“I’ve come to believe that schools, at their best, are laboratories for this collective hope—places where community, curiosity, and courage reinforce one another daily.”
—Than Healy, Head of School

FROM THE HEAD OF SCHOOL: THAN HEALY
The Power of Hope and Awe
There are moments on this campus that stop me in my tracks.
On a cool Friday evening in November, I stood in the stands at the annual Valpo Bowl under the lights at Cartan Field. Pandemonium swirled around me as our mighty Knights trounced our neighbors down the street for the second consecutive year, yet I felt unexpectedly centered in a moment of awe—my heart swelling with hope at the care and unity shared by our students, families, faculty, staff, and alumni. A few weeks later, our December holiday assembly brought a similar experience, as each performance, regardless of grade, art form, or polish, was greeted warmly and raucously by every member of the audience. Despite the cacophony, I found myself in the quiet that clarity sometimes offers, feeling proud and hopeful for the connections, support, and joy I was witnessing—qualities that can sometimes feel distant to me these days as I watch how the world beyond this special place is unfolding. Moments like these remind me why our theme for this magazine—hope—feels both timely and timeless.
Why “hope”? Because it steadies us when the world feels uncertain and brightens our vision of what could be. Unlike optimism, which tells us things will get better (a passive expectation), hope tells us things could get better if we are willing to invest communal effort and action to realize a different future. At a time when headlines can weigh heavily, our school community insists on raising the next generation to believe they can build something better. We do not escape the world’s challenges; we approach them with imagination and persistence. My colleagues and I are engaged in hopeful work every day. Most of us have dedicated our lives to investing deeply in students, believing that this work will benefit society through the actions our alumni take to improve the world for others. That confidence in our learners and educators—that’s where I find my deepest hope.
A year ago, I had the great fortune to interview psychologist Jamil Zaki, whose research on empathy continues to shape how I think about education. He shared that empathy and kindness are like muscles—they grow stronger with use. What an empowering idea: caring and hope aren’t traits we’re born with or without but are capacities we can practice and expand together. Zaki also spoke about hope as a social act, something that thrives through connection. When we see others choose compassion, it becomes easier to do the same. I’ve come to believe that schools, at their best, are laboratories for this collective hope—places where community, curiosity, and courage reinforce one another daily.

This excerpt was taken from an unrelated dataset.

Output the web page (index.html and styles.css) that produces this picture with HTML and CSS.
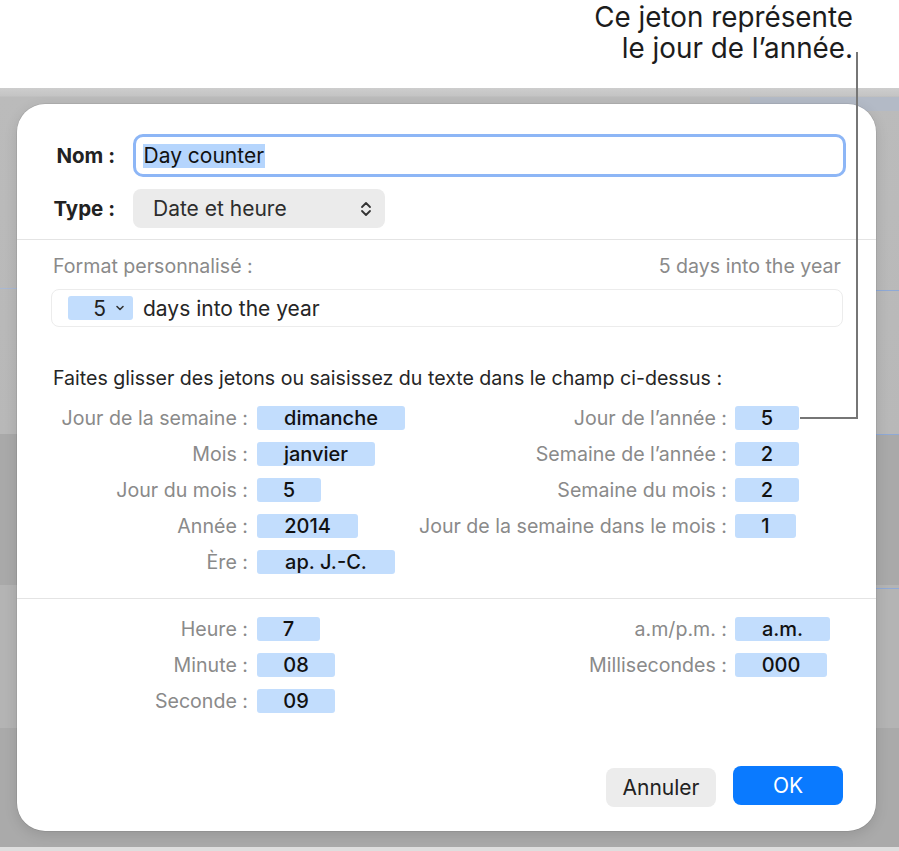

“To me, that is the essence of education: helping young people develop their unique potential and realize their responsibility to a greater whole.”
Every day on our campus, I see reasons for hope: a student who wrestles with a tough concept and refuses to give up; a teacher who redesigns a lesson so every voice can be heard; alumni who say the confidence and empathy they first learned here continue to positively influence their lives. These stories are not isolated—they form a virtuous cycle, an ecosystem of belief that good things are possible because we work to make them so.
In moments of awe, hope deepens. A growing body of research by Zaki and others describes awe as an experience that stretches our sense of self, making us feel small in the world while deepening our sense of connection to something larger than ourselves, and to one another. I felt that during our Upper School winter concert, when time seemed to pause as student voices filled the Spieker Center. It wasn’t just the harmony of the music but the unity—the way performers listened and responded to one another and the shared understanding that each voice mattered, that together they created something greater than anything any one of them could alone. To me, that is the essence of education: helping young people develop their unique potential and realize their responsibility to a greater whole.
At our heart as a school, we endeavor to cultivate hope in motion. We teach students not just to absorb knowledge but to imagine change and trust that their small acts contribute to something larger. Whether that’s tending the Middle School garden, debating ethical dilemmas, or designing solutions in the Whitaker Lab, students learn that hope takes shape through doing—and that it lives most fully when applied to a greater purpose.
As you take in the stories of hope in this magazine, I hope you pause in awe of what our students accomplish, what our teachers inspire, and what our community sustains. Hope doesn’t promise that life will be easy or certain but that it will be meaningful—and that we are better when we persist in hope together.
If awe reminds us how small we are, hope reminds us how much we can still do. And that, to me, is the most powerful lesson a school can offer.